Pyspark basics
NB: the described functionalities are tested on the Databricks environment. To run the following code on Google Colab check the last section Pyspark on Google Colab
Pandas to spark
We can create a Spark dataframe starting from a Pandas dataframe using the function spark.createDataFrame
:
import pyspark
import pandas as pd
import numpy as np
DATA_LEN = 5
df_pandas_foo_first = pd.DataFrame(data=dict(
A = np.random.choice(['hey', 'oh'], size=DATA_LEN),
B = np.random.random(size=DATA_LEN)
))
df_pandas_foo_second = pd.DataFrame(data=dict(
A = np.random.choice(['hey', 'oh'], size=DATA_LEN),
C = np.random.uniform(5, 10, size=DATA_LEN),
D = np.random.choice(['one', 'two', 'five'], size=DATA_LEN)
))
df_foo_first = spark.createDataFrame(df_pandas_foo_first)
df_foo_second = spark.createDataFrame(df_pandas_foo_second)
We can join the two dataframes via the .join
function and display the resulting dataframe using the .display
method:
df_foo = df_foo_first.join(df_foo_second, how='left', on=['A'])
df_foo.display()
IO operations
csv
By default a .csv
write create multiple .csv
files to facilitate parallel operations. One can force the creation of asingle output file using the coalesce(1)
method.
df_foo.coalesce(1).write.csv(DATA_PATH, header=True) ## coalesce(1) to save single csv
df_foo = spark.read.csv(DATA_PATH, header=True, inferSchema=True)
parquet
df_foo.write.format("parquet").save(DATA_PATH)
df_foo = spark.read.format("parquet").load(DATA_PATH)
delta table
Delta tables are more complex data structures which allow functionality like high query performance, flexible data architecture and history rollback capabilities.

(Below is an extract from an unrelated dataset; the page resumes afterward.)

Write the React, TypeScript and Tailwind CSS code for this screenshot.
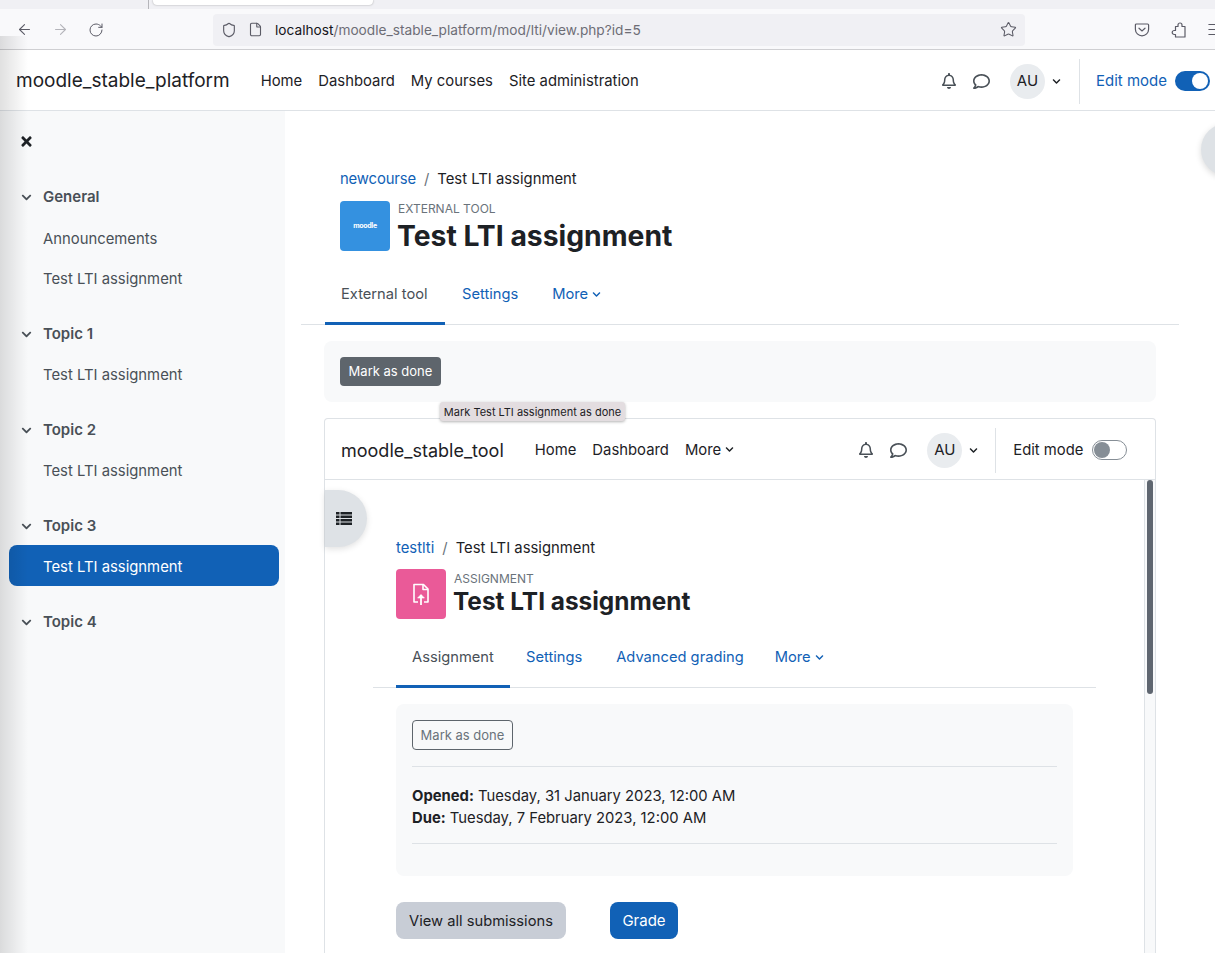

We can easily create a delta table with pyspark:
df_foo.write.format("delta").mode("append").partitionBy("A","D").save(DATA_PATH)
On the Databricks platform we can handle delta tables files as they were qsl tables with additional functionalities:
query_merge = f"""
MERGE INTO delta.`{DATA_PATH}` AS target
...
"""
spark.sql(query_merge)
query_delete = f"""
DELETE FROM delta.`{DATA_PATH}`
WHERE A = "oh"
"""
spark.sql(query_delete)
We can check the history and rollback the data to a previous version via the instructions:
%sql
DESCRIBE HISTORY delta.`{DATA_PATH}`
%sql
RESTORE TABLE delta.`{DATA_PATH}` TO version as of 0
Temporary view and sql operation
In order to perform sql operation within a spark table (not saved yet) one can create a temporary view using the function createOrReplaceTempView
:
df_foo.createOrReplaceTempView('foo_view')
df_foo_first.createOrReplaceTempView('foo_first_view')
df_foo_second.createOrReplaceTempView('foo_second_view')
This allows us to use the view as a real sql table:
%sql
describe table foo_view
On Google Colab we can perform sql queries using the pyspark library:
spark.sql("""
DESCRIBE TABLE foo_view
""").show()
SELECT FROM WHERE syntax
%sql
SELECT *
FROM foo_view
WHERE C >= 8
Groupby operations
%sql
SELECT A, mean(C)
FROM foo_view
GROUP BY A
Ordering the output:
%sql
SELECT A, mean(C) as C_mean, count(*) as num, max(B) as B_max
FROM foo_view
GROUP BY A
ORDER BY C_mean desc
Join operations
%sql
SELECT foo_first.A, foo_first.B_max, foo_second.C_mean, num
FROM (
SELECT A, max(B) as B_max
FROM foo_first_view
GROUP BY A
) foo_first
INNER JOIN (
SELECT A, count(*) as num, mean(C) as C_mean
FROM foo_second_view
GROUP BY A
) foo_second
ON (foo_first.A = foo_second.A)
Pyspark on Google Colab
!apt-get install openjdk-11-jdk-headless -qq > /dev/null
!wget -q https://archive.apache.org/dist/spark/spark-3.0.0/spark-3.0.0-bin-hadoop3.2.tgz #change version
!tar xf spark-3.0.0-bin-hadoop3.2.tgz #match version
!pip -q install findspark
import os
os.environ["JAVA_HOME"] = "/usr/lib/jvm/java-11-openjdk-amd64"
os.environ["SPARK_HOME"] = "/content/spark-3.0.0-bin-hadoop3.2" #match version
os.environ['PYSPARK_SUBMIT_ARGS'] = '--packages io.delta:delta-core_2.12:0.7.0 --conf spark.sql.extensions=io.delta.sql.DeltaSparkSessionExtension --conf spark.sql.catalog.spark_catalog=org.apache.spark.sql.delta.catalog.DeltaCatalog pyspark-shell'
import findspark
findspark.init()
from pyspark.sql import SparkSession
import pyspark
import pyspark.sql.functions as F
spark = SparkSession.builder.appName('foo_session').getOrCreate()